Brand World
Comme l'exemple des migrants le prouve, le smartphone est aussi vital que la nourriture ou l'eau si l'on ne veut pas être coupé du monde et communiquer.

In many ways it’s difficult to identify with the refugees flooding into Europe from Syria and other warzones. Most of us have never had to flee from our homes with little more than the clothes on our backs. But there’s one thing we have in common: our reliance on smartphones.

 

As you’re no doubt aware, the sight of “migrants” peering at their phones on European beaches and railway station concourses has outraged some observers, who’ve taken it as a sign that these people are secretly wealthy and therefore don’t need our help.

 

But many Syrian refugees are simply ordinary people – educated, middle class, with a talent and a trade. In other words, people like us. If our homes had been destroyed and we were forced to run, would we leave our phones behind?
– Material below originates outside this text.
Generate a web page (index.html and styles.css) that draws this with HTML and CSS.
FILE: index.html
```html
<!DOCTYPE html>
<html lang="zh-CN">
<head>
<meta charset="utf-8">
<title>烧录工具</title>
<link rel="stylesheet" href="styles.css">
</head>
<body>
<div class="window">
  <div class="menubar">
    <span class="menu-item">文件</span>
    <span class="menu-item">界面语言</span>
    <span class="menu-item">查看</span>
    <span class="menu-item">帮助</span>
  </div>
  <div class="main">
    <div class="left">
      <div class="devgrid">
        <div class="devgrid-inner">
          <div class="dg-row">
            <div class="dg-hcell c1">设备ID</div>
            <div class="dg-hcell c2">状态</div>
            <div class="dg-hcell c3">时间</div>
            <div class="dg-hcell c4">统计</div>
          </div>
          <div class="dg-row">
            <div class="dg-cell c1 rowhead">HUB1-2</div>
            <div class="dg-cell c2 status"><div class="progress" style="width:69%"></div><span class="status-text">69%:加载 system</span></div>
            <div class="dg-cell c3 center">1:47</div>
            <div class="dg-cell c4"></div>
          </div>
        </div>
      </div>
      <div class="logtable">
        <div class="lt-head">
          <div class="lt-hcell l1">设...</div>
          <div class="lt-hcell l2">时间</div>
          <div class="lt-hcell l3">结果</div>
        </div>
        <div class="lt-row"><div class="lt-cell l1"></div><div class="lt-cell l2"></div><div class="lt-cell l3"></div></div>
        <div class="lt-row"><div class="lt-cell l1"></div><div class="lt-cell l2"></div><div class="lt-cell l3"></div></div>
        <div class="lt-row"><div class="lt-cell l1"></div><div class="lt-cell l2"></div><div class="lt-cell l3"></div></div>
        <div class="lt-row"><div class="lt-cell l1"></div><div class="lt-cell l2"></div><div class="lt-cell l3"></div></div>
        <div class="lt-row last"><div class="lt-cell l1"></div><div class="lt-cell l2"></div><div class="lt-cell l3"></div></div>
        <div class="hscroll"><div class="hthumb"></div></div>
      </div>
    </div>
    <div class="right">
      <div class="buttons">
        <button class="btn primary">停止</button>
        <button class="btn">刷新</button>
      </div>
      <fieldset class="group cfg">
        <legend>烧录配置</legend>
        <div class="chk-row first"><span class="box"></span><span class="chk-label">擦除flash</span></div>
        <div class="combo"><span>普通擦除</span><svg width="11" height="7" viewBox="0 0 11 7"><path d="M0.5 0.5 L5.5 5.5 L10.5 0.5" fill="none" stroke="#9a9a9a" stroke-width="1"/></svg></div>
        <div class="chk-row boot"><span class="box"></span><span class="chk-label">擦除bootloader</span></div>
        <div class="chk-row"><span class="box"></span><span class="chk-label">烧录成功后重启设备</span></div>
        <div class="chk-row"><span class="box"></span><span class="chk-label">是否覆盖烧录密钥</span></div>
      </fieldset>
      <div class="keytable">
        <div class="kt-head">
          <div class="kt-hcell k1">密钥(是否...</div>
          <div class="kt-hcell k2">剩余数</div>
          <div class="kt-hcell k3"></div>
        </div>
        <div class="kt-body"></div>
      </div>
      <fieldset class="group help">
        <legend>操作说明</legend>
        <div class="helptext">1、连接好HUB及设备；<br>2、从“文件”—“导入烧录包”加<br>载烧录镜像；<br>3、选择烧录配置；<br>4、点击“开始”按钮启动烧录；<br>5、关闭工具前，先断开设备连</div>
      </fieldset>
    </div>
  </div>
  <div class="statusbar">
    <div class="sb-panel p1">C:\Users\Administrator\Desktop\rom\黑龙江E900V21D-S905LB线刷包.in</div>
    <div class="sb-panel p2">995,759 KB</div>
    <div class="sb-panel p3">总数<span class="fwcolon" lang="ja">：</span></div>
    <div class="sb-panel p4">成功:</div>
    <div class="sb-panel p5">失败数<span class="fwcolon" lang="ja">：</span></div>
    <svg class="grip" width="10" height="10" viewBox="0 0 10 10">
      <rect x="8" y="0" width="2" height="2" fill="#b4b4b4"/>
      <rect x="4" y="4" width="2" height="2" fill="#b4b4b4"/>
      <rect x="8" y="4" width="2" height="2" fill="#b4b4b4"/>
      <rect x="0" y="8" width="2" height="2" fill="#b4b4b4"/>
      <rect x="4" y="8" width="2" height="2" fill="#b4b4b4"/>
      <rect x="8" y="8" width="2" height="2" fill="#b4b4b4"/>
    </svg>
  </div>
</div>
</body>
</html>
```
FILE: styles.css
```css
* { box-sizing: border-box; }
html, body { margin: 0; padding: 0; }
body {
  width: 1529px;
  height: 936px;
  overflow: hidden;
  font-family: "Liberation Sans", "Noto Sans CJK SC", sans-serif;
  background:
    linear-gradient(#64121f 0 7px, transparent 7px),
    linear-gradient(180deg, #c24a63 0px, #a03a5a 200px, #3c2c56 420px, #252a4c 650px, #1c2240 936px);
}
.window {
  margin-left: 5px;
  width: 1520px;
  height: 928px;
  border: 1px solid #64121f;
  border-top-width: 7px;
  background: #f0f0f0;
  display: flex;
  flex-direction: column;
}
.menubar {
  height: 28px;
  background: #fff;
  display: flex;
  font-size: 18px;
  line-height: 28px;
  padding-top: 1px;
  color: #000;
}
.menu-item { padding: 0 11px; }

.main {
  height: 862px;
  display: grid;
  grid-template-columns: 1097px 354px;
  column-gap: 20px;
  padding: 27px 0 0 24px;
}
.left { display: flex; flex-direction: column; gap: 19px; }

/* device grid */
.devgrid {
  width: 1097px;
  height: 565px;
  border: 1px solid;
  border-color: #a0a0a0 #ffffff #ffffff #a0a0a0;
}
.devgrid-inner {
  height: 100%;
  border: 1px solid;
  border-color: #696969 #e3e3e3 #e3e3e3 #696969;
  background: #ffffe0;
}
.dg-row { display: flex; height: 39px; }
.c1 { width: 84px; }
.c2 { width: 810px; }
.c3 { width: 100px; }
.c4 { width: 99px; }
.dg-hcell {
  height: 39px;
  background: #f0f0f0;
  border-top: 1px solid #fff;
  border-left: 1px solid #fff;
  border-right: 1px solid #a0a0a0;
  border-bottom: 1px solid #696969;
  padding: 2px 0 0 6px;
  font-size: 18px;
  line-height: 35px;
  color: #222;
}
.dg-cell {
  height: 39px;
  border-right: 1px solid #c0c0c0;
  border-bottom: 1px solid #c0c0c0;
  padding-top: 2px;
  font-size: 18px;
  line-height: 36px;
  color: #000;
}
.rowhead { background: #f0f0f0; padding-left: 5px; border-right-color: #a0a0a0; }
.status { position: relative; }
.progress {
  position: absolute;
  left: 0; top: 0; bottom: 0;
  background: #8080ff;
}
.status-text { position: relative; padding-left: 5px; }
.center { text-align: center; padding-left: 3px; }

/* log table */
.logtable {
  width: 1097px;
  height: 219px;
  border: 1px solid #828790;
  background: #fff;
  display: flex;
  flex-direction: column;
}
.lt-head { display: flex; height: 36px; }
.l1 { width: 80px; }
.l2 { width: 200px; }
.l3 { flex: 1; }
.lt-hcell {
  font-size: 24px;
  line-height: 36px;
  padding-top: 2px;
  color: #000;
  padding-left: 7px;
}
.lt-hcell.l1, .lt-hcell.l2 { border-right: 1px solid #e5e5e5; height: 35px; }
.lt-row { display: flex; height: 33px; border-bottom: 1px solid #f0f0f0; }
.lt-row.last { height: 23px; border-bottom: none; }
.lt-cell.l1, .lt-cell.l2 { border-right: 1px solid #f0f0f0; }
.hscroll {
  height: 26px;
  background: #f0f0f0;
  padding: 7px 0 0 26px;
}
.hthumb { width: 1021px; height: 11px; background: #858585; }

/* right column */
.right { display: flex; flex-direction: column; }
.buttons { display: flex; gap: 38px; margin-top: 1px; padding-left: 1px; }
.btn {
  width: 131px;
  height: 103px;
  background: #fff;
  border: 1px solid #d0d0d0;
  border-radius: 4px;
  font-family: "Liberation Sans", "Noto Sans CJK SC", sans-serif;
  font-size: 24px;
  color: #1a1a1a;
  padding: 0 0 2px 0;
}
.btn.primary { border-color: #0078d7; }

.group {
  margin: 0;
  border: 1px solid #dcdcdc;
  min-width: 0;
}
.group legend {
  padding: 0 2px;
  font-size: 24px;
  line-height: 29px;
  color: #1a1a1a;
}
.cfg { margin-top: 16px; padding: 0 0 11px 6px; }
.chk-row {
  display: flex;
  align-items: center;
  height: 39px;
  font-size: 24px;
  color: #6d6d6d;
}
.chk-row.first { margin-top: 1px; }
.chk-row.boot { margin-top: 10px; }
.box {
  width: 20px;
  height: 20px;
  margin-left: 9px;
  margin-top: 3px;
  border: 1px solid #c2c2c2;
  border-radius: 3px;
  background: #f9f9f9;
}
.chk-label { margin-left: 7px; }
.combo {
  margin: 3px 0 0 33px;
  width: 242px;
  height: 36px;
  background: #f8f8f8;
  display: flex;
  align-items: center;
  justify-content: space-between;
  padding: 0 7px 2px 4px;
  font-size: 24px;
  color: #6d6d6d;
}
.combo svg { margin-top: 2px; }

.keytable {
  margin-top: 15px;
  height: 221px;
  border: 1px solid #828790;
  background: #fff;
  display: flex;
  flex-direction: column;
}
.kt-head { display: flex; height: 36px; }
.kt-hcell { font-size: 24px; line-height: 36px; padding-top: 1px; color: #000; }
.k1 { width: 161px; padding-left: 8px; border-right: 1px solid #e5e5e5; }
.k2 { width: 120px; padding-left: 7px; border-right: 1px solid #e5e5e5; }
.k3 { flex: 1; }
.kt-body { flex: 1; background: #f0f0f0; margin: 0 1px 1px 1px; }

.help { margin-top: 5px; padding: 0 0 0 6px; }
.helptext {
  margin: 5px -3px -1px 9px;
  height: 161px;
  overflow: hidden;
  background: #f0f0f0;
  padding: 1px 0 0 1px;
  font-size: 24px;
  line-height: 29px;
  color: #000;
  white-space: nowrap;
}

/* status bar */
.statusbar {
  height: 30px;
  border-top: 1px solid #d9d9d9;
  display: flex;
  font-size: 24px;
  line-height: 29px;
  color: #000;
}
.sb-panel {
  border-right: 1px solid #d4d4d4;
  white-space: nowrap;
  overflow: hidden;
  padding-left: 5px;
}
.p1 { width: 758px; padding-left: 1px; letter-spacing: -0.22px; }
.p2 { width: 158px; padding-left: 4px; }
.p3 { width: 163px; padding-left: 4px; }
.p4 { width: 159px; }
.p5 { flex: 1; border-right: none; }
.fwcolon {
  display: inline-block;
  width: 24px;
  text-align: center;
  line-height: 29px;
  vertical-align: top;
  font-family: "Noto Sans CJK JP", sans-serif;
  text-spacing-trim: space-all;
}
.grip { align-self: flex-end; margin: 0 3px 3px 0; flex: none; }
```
No way.

 

Journalist Nicole Trian, who works for France24 in Paris, has just returned from Lesbos in Greece – the destination of many Syrian refugees arriving by sea from Turkey. She told me: “Their phones are literally a lifeline, almost as critical as food and water. This is how they communicate with people back home.”

 

Nicole saw refugees working their phones almost as soon as they had scrambled ashore, trying to locate themselves or inform their families that they had made it safely across. “The next thing they do is buy a SIM card or find somewhere to charge their phone.”

 

Brand addict that I am (and I accept that this may be in poor taste), I was keen to find out what apps the refugees were using, and on which phones. The first question was the easiest to answer: several articles suggested that they use WhatsApp to communicate, Google Maps and GPS to navigate and Facebook to stay in touch with their community. Online translation tools and currency converters are also useful.

 

There are even reports that they have documented their journeys on Instagram – although one account, by a young Senegalese man named Abdou Diouf, turned out to be a fake, made by a Spanish filmmaker to draw attention to the “frivolity” of our social media activity in the face of such misery.

 

Social media sites may have benefited people traffickers – who use Facebook pages with names like “Trafficking to Europe” to target migrants – but, conversely, they have also helped refugees attempt arduous journeys without dubious outside assistance.

 

Aid organisations have also been using social media to help the migrants. A group of big-hearted young Germans has set up Refugees Welcome, a sort of Airbnb for refugees. People who are willing to give a migrant a home place details of their accommodation on the site, which is operational in Germany and Austria and is looking to expand to other countries.

 

So what phones are the migrants carrying? On the “What’s In My Bag” photo project from the International Rescue Committee (and published on Medium.com), I identified at least one Samsung Galaxy. On a news site photo, featuring dozens of smartphones plugged into a communal socket, I spotted an Iphone, a couple of Samsung devices and what looked like a Nokia.

 

Nokia actually makes the world’s cheapest smartphone. In January, Microsoft launched the Nokia 215 – which costs less than US$20, or €17.50 – in the Middle East, Africa, Asia and Europe. The company called it “the most affordable internet-ready phone”. Its battery lasts 29 days on standby.

 

On Amazon.com I found a clutch of “unlocked cell phones” for under US$100, including the Nokia Lumia 635, the Samsung Galaxy Star Plus and the Motorola Moto E. Scanning tech sites, I learned that Alcatel, LG and a couple of Chinese brands – HTC and Cubot – all make budget smartphones. This makes commercial sense, in the same way that detergent brands sell budget-sized sachets in emerging markets.

 

Since when, in any case, have mobile phones been the domain of the rich? Not since the early 1990s, at least. I’ve lived in quite a few downmarket neighbourhoods over the years, and one thing they all had in common were tacky yet cheerful stores offering to fix, unblock or sell cheap phones.

 

Smartphones are like cars. When you travel in developing nations, you see a few wealthy folk in shiny new 4x4s. But mostly you see ordinary people driving second hand models; or rattling around on mopeds. When something is essential – like transport, or communication – people always find a way.